For a nation to become powerful enough to withstand threats and ensure its survival, it needs the most advanced technology to defend itself from enemies both internal and external. To create the most cutting-edge technology, a nation needs the most creative engineers, artists, and thinkers in general. To get the most creative people, a nation needs to give people the freedom to explore ideas and new possibilities, try different things and fail often, in order for those rare successful innovations to succeed. But with that freedom in society comes chaos and disorder, amid many other problems that can weaken the nation and make it unstable, vulnerable to external (and internal) threats, and potentially lead to its downfall.
Therefore the problem facing every nation is how to balance the societal freedom necessary for creativity and the innovations that will make it the most technologically advanced nation, without succumbing to the pitfalls of freedom and becoming too chaotic and disordered. The United States and China are two nations struggling with that very question right now. The US has been the most powerful nation in the world for the past century because it had the most advanced technology. They developed that technology because the US was the freest nation. Its people had the freedom to try different things, innovate, and fail. This freedom and creativity led to the atomic bomb, computers, the internet, and essentially all of Silicon Valley. But now China is rising as a technological world power, yet they do not have a free society. How have they managed this?
What China has done is found a way around the problem of freedom/creativity/technology vs. chaos/disorder/downfall. The Chinese Communist Party (CCP) severely restricts the freedom of their people to create a stable and ordered society, but they still get the best of both worlds by taking the technology created in free nations like the US and simply copying it for themselves. The CCP gives their people just enough freedom to duplicate and mass-produce the technological ideas from freer nations, but not enough freedom that their own people will create new technologies themselves—because they don't need to. China gets the benefits of freedom without any of the downfalls of disorder by outsourcing their creativity to America. The CCP can afford to have a firewall to prevent their people from having access to the free internet and open information, while simultaneously cherry-picking all the successful creative ideas and technologies that come from freedom in other nations.

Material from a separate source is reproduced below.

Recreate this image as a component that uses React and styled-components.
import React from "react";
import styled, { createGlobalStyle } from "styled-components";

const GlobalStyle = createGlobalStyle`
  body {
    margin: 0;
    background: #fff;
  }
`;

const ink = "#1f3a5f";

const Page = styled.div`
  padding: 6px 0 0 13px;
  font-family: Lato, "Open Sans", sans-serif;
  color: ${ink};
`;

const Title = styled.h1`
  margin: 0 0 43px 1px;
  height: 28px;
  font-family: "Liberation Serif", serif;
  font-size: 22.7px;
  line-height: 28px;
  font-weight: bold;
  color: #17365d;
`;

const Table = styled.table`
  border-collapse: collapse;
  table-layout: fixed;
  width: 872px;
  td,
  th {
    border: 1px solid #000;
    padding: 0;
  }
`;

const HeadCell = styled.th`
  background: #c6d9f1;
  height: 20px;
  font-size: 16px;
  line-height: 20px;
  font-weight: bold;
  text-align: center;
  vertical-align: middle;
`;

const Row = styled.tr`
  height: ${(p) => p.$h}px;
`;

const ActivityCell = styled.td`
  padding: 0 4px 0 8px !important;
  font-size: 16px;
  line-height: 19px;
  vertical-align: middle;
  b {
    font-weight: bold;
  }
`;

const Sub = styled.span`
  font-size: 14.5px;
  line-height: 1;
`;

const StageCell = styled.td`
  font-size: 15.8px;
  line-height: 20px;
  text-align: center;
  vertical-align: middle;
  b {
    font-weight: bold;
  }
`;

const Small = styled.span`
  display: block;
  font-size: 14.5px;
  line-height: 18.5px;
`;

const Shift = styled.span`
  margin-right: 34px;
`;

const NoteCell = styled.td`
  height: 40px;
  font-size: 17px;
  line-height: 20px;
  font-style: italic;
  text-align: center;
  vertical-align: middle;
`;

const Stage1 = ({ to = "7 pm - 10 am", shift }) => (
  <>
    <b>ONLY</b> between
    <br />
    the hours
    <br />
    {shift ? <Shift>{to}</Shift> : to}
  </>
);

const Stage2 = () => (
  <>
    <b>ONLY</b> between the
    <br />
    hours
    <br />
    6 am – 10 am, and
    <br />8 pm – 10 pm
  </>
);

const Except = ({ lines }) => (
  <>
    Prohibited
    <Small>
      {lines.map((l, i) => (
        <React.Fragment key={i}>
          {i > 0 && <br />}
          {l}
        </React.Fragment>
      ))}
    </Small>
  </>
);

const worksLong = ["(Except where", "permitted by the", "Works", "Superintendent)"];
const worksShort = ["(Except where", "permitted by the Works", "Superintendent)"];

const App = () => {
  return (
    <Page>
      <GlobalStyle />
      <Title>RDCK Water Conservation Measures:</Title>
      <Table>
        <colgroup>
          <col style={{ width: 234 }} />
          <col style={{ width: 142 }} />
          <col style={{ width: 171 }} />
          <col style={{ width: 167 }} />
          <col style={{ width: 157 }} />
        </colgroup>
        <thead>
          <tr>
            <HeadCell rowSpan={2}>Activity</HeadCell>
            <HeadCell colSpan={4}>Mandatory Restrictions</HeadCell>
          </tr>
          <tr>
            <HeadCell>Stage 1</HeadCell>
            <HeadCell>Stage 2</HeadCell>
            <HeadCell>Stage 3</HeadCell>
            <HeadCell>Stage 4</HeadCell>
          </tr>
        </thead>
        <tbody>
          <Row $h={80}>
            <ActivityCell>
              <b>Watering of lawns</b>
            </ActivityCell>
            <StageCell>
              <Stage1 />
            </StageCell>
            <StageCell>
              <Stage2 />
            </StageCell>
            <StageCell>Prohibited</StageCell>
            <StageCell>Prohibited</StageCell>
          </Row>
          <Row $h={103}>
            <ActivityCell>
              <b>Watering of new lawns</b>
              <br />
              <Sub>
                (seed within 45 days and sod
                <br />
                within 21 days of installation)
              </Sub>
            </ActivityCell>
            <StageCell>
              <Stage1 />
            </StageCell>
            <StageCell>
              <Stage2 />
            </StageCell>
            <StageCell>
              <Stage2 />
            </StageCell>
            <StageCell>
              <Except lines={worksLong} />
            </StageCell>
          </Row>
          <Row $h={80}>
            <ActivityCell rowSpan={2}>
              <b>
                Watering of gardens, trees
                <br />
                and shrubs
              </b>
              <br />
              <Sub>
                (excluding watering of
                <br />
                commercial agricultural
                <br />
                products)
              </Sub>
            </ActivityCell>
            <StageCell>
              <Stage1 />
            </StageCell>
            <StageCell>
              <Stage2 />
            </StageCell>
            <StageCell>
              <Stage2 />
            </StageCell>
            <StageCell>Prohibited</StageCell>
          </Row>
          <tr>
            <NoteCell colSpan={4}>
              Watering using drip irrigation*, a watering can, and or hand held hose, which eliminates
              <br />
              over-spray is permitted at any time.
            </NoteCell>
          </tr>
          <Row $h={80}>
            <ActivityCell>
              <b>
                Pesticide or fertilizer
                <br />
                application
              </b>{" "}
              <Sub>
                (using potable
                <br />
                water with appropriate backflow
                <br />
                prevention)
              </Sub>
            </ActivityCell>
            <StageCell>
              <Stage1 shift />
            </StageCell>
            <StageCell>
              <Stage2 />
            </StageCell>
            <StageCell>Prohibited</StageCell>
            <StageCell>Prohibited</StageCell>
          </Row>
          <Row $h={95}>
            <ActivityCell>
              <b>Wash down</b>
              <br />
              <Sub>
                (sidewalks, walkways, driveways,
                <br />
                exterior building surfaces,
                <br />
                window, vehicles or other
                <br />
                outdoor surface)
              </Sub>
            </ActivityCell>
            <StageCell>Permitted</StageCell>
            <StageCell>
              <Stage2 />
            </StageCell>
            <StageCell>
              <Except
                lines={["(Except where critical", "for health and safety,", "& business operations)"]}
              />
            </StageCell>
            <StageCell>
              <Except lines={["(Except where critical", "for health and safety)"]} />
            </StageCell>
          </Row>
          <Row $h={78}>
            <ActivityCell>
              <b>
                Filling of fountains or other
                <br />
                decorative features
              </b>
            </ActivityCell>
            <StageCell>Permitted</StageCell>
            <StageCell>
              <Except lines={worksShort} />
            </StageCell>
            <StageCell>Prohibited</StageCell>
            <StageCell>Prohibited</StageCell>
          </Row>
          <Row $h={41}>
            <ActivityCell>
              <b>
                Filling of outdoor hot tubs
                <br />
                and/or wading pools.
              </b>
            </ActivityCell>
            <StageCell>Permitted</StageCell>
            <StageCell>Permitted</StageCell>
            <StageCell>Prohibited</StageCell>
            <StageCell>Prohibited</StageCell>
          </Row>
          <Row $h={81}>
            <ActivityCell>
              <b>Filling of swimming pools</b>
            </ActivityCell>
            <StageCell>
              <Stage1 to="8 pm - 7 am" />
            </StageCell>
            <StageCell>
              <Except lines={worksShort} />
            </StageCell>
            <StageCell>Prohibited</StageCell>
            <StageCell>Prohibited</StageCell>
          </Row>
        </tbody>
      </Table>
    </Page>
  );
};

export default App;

This plan is working quite well for China as they are approaching the United States in world power and influence. As a result, some in the US government think America needs to become more like China to compete—that is the US needs to restrict the freedom of Americans and become more communist to create a stable advanced society like China's. However, that will backfire and allow China to become even more powerful. It is only the freedom in the US that gives the US its advantage, to stay a step ahead of China in technology. Unlike the US, China does not need to produce new technological innovations—they just need to wait until a new technology created by others is successful, then copy it.
If the US tries to emulate China's success by becoming more communist and restricting its citizens' freedom, the US will fail to innovate technology in the future. Then there won't be a more advanced nation that China needs to compete with and copy. The CCP will just need to maintain their current technology to secure their power. If another free nation comes along, then China can simply steal its new tech from them. Likewise, the US doesn't need to be a libertarian paradise to become the most technologically advanced nation; it merely needs to be slightly more free than every other nation in the world. As such, the US government has continually restricted its citizens freedoms over the decades. But there will be a turning point when the US goes too far and will need to restore more freedom to its citizens or risk being dominated by a more technologically advanced world power.
China's tactics are not necessarily evil—it makes complete strategic sense for them. If they did not copy American technology, they would be overtaken by the US. Although I would prefer to live in a free society, not all people would. At least some Chinese citizens must enjoy their lifestyle and approve of the CCP. I see no reason why China's plan won't last forever, as long as some free society exists to provide creative ideas and new technologies that they can copy.
Contrary to anti-Chinese conspiracy theories, it is not in the CCP's interest to turn the United States into a communist nation. The CCP is likely ambivalent on that front. Whether the US is free/capitalist or authoritarian/communist doesn't matter to China. If it is the former, China will just copy US tech, and if it is the latter, then the US will become too weak for China to have to worry about. All China really wants is for the US to stay out of Asia, both on the internet and in the real world, so we do not weaken their power or compromise the order they have created in Chinese society. Technological innovations are only useful to the CCP as a means to protect their sovereignty. For China, innovation is not a useful end in itself. However, innovation (and therefore freedom) is essential for a country like the United States to not be overtaken by a country like China (or Russia).